While it is ideal for the Rotary Die Cutter and the Stacking
Apparatus to continuously run, it is also ideal to be able to allow
efficient quality control procedures either by the operator or by
automatic processes designed into the system.
The Rotary Die Cutter has a Die Drum cylinder to which the Die
Board is attached. It also has an opposing Anvil which is typically
a rubber surface to allow for the cutting action of the Die Board
as the Corrugated Sheet Stock passes between the Die Board and the
Anvil. The Rotary Die Cutter has a parameter known as the Rotary
Die Cutter Circumference, which is the theoretical maximum length
of the box that could be produced in a single revolution of the
Rotary Die Cutter which is determined by the size of the Die Drum
and the Die Board. A very common value for the Rotary Die Cutter
Circumference is 66 inches.
Being able to divert boxes from the normal flow and ejecting for
either inspection or automatic rejection from a continuously
running operation is more desirable than the stopping of
production. The diverting process requires, reliability, the
ability to accommodate a full range of box sizes and capable to
operate at modern day production rates. State of the art Rotary Die
Cutters with a Rotary Die Cutter Circumference of 66 inches are
able to run up to 250 revolutions per minute. This translates into
a Die Cutting Line Speed of 1,475 feet per minute.
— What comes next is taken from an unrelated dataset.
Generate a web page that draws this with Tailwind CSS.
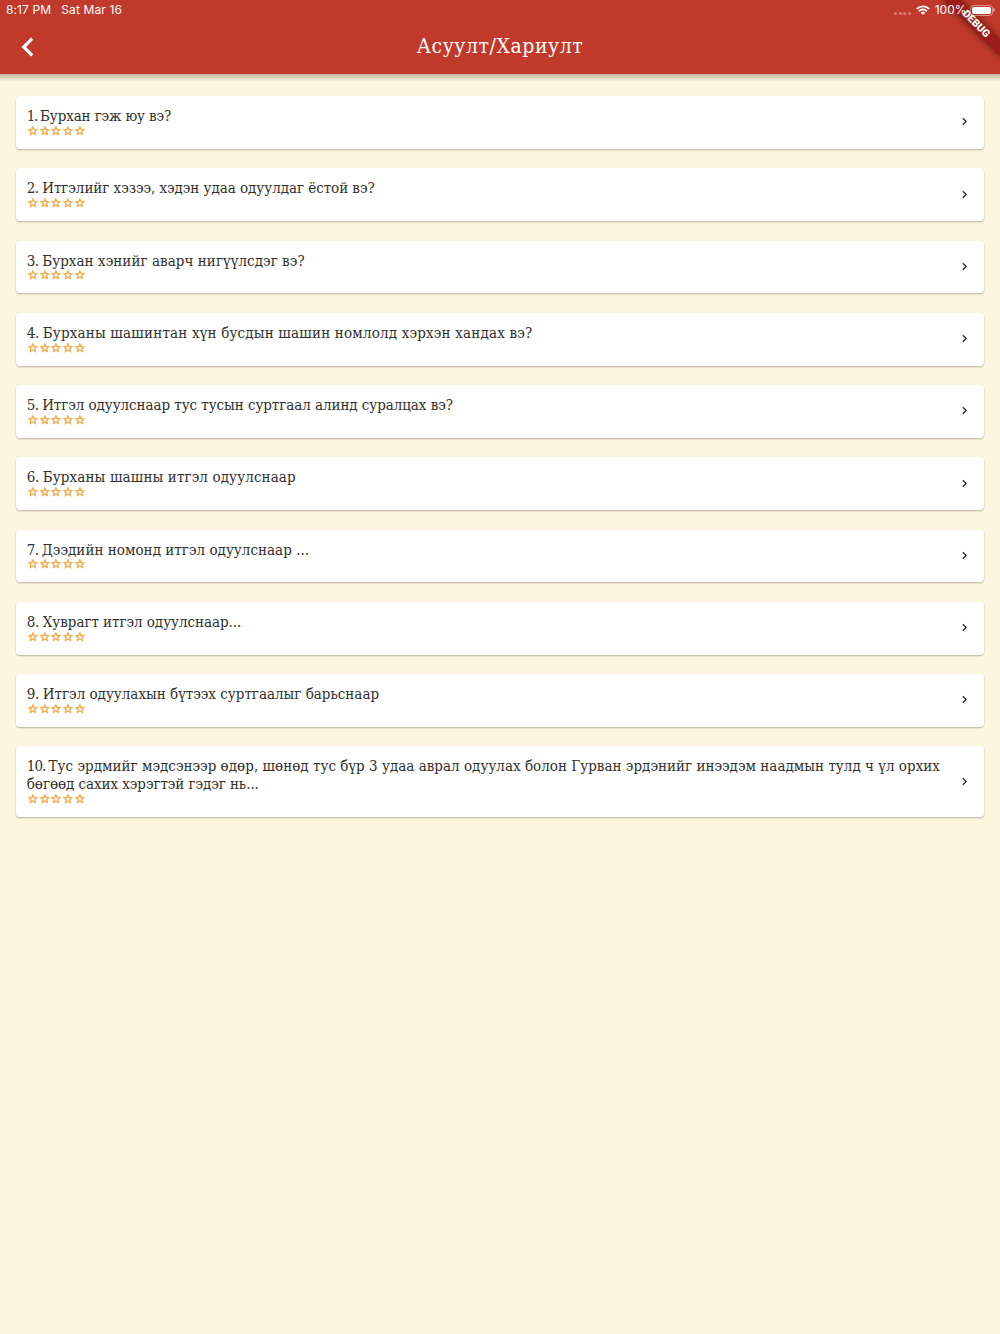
<!DOCTYPE html>
<html lang="mn">
<head>
  <meta charset="UTF-8" />
  <meta name="viewport" content="width=device-width, initial-scale=1.0"/>
  <title>Асуулт/Хариулт</title>
  <script src="https://cdn.jsdelivr.net/npm/@tailwindcss/browser@4"></script>
</head>
<body class="min-h-screen overflow-hidden bg-[#fcf6df] text-[#303030] font-['DejaVu_Serif_Condensed','DejaVu_Serif',serif]">
  <!-- Icons shared by all the rows -->
  <svg class="hidden">
    <symbol id="star" viewBox="0 0 24 24">
      <path d="M22 9.24l-7.19-.62L12 2 9.19 8.63 2 9.24l5.46 4.73L5.82 21 12 17.27 18.18 21l-1.63-7.03L22 9.24zM12 15.4l-3.76 2.27 1-4.28-3.32-2.88 4.38-.38L12 6.1l1.71 4.04 4.38.38-3.32 2.88 1 4.28L12 15.4z"/>
    </symbol>
    <symbol id="chevron" viewBox="0 0 24 24">
      <path d="M10 6L8.59 7.41 13.17 12l-4.58 4.59L10 18l6-6z"/>
    </symbol>
  </svg>

  <header class="relative h-[74px] overflow-hidden bg-[#c0392b] text-white">
    <!-- Debug ribbon -->
    <div class="absolute left-[936.7px] top-[17.5px] flex h-[12px] w-[78px] rotate-45 items-center justify-center bg-[#9c1c19] font-[Roboto,sans-serif] text-[10.5px] font-black shadow-[0_0_6px_rgba(0,0,0,0.5)]">DEBUG</div>

    <!-- Status bar -->
    <div class="relative flex h-5 items-center justify-between pl-1.5 pr-[5.5px] font-[Inter,sans-serif] text-[12px]">
      <div class="flex gap-2.5 tracking-[0.12px]">
        <span class="whitespace-pre">8:17 PM</span>
        <span class="whitespace-pre">Sat Mar 16</span>
      </div>
      <div class="flex items-center">
        <div class="mt-1.5 mr-[5px] flex gap-[1.5px]">
          <span class="size-[3px] rounded-full bg-white/35"></span>
          <span class="size-[3px] rounded-full bg-white/35"></span>
          <span class="size-[3px] rounded-full bg-white/35"></span>
          <span class="size-[3px] rounded-full bg-white/35"></span>
        </div>
        <svg class="mr-[5px] h-[10px] w-[14px]" viewBox="0 0 14 10" fill="none" stroke="white" stroke-width="1.9">
          <path d="M.8 3.9a8.8 8.8 0 0 1 12.4 0"/>
          <path d="M3 6.2a5.7 5.7 0 0 1 8 0"/>
          <path d="M7 10L4.9 7.9a3 3 0 0 1 4.2 0z" fill="white" stroke="none"/>
        </svg>
        <span class="mr-[3.5px] whitespace-pre">100%</span>
        <div class="h-[11px] w-[23px] rounded-[3.5px] border border-white/45 p-px">
          <div class="h-full rounded-[2px] bg-white"></div>
        </div>
        <span class="h-1 w-[1.5px] rounded-r bg-white/45"></span>
      </div>
    </div>

    <!-- Toolbar -->
    <div class="flex h-[54px] items-center justify-center">
      <svg class="absolute left-[21px] top-[37px] h-5 w-3" viewBox="0 0 12 20" fill="none" stroke="white" stroke-width="3.2">
        <path d="M11.2 1.6L2.7 10l8.5 8.4"/>
      </svg>
      <h1 class="whitespace-pre text-[21px] tracking-[0.55px]">Асуулт/Хариулт</h1>
    </div>
  </header>
  <div class="h-[22px] bg-linear-to-b from-black/25 via-transparent via-35% to-transparent"></div>

  <main id="list" class="flex flex-col gap-[19.5px] pl-[15.5px] pr-[15.6px]"></main>

  <script>
    // Each question: number spacing, then its lines as [number, text, letter spacing]
    const questions = [
      [-1.3, ["1. ", "Бурхан гэж юу вэ?", -0.12]],
      [-0.6, ["2. ", "Итгэлийг хэзээ, хэдэн удаа одуулдаг ёстой вэ?", -0.04]],
      [-0.6, ["3. ", "Бурхан хэнийг аварч нигүүлсдэг вэ?", 0.06]],
      [-0.4, ["4. ", "Бурханы шашинтан хүн бусдын шашин номлолд хэрхэн хандах вэ?", 0.18]],
      [-0.6, ["5. ", "Итгэл одуулснаар тус тусын суртгаал алинд суралцах вэ?", -0.06]],
      [-0.4, ["6. ", "Бурханы шашны итгэл одуулснаар", 0.12]],
      [-0.7, ["7. ", "Дээдийн номонд итгэл одуулснаар ...", 0.03]],
      [-0.4, ["8. ", "Хуврагт итгэл одуулснаар...", -0.04]],
      [-0.4, ["9. ", "Итгэл одуулахын бүтээх суртгаалыг барьснаар", 0]],
      [
        -1,
        ["10. ", "Тус эрдмийг мэдсэнээр өдөр, шөнөд тус бүр 3 удаа аврал одуулах болон Гурван эрдэнийг инээдэм наадмын тулд ч үл орхих", 0.02],
        ["", "бөгөөд сахих хэрэгтэй гэдэг нь...", -0.06]
      ]
    ];

    const star = '<svg class="size-[11.75px] fill-[#f5a031] stroke-[#f5a031] stroke-[0.8]"><use href="#star"/></svg>';

    document.getElementById('list').innerHTML = questions.map(([numberSpacing, ...lines]) => `
      <div class="flex items-center justify-between rounded-[4px] bg-white pl-[11.3px] pr-[12.8px] pt-[11px] pb-[12px] shadow-[0_1px_2px_rgba(0,0,0,0.28)]">
        <div>
          ${lines.map(([number, text, spacing]) => `
            <div class="h-[17.75px] whitespace-pre text-[15px] leading-[18px]" style="letter-spacing: ${spacing}px"><span style="letter-spacing: ${numberSpacing}px">${number}</span>${text}</div>
          `).join('')}
          <div class="flex h-[12px]">${star.repeat(5)}</div>
        </div>
        <svg class="size-[15px] fill-[#222]"><use href="#chevron"/></svg>
      </div>
    `).join('');
  </script>
</body>
</html>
The Rotary Die Cutting process has a synchronous nature. That is,
the Die Drum cylinder to which the Die Board is attached rotates at
a given variable speed but the Box Lead Edge of the Corrugated
Sheet Stock is cut every time the Die Drum makes a revolution. In
practice, the largest Box that can be created from the Corrugated
Sheet Stock is about 1 inch to 4 inches less than the Rotary Die
Cutter Circumference. For example, a typical Rotary Die Cutter
Circumference of 66 inches can process Corrugated Sheet Stock with
a maximum length of approximately 62 inches. Often the combination
of Boxes in Ups direction are even shorter and thus a Die Cutting
Sheet Gap between the trail edges of the last Boxes from a previous
Corrugated Sheet Stock and the lead edges of the Boxes from the
current Corrugated Sheet Stock will be even greater than the
minimum 1 inches to 4 inches. This gap is normally where the
diverting action takes place. The Rotary Die Cutter is a large,
massive machine and the ability to track or predict the location of
the gap in the flow directions is quite reliable when properly
coupled with modern day stacking machinery with high quality sheet
control.
The Sheet Gap Time is the time from the previous last Box Trail
Edge to the first Box Lead Edge. For a Rotary Die Cutter
Circumference of 66 inches running at 250 revolutions per minute
and with a 4 inch Die Cutting Sheet Gap the Sheet Gap Time is 14.5
milliseconds. As the combination of Box Length and Ups gets shorter
the Die Cutting Sheet Gap gets larger and thus the Sheet Gap Time
for a given Die Cutting Box Linear Speed increases. For example, a
2 Up Box at 24 inches long would have a Die Cutting Sheet Gap of 18
inches and thus an increased Sheet Gap Time of 65.5 milliseconds at
250 revolutions per minute.
There are two special modes of feeding the Corrugated Sheet Stock
into the Rotary Die Cutter. The first is known as Skip Feed, which
feeds one Corrugated Sheet Stock for every two revolutions of the
Die Drum. The second is known as Double Kick which feeds two
Corrugated Sheet Stock for every single revolutions of the Die
Drum. They both still have the synchronous nature of creating a
Sheet Gap.
The Stacking Apparatus will often accelerate the Boxes as they exit
the Rotary Die Cutter thus increasing the Die Cutting Sheet Gap to
the Diverting Sheet Gap. However, both increase proportionally,
thus the Sheet Gap Time is the same regardless of the increase in
speed within the Layboy.
The Diverting Performance has two components, time and
repeatability, which both have time for their units. The Diverting
Time, engage and retract, is defined as the time to move the
Diverting Surface from its Retracted Position to its Engaged
Position and from its Engaged Position to its Retracted Position
respectively. The movement of the Diverting Surface is known as the
Diverting Action. The Diverting Repeatability, engage and retract,
is defined as the repeatability of the latency between when the
Control System sends the command to the actuator power source and
amplifiers and the time it takes for the actuator and the mechanism
connecting the actuator to move the Diverting Surface from its
Retracted Position to its Engaged Position and from its Engaged
Position to its Retracted Position respectively.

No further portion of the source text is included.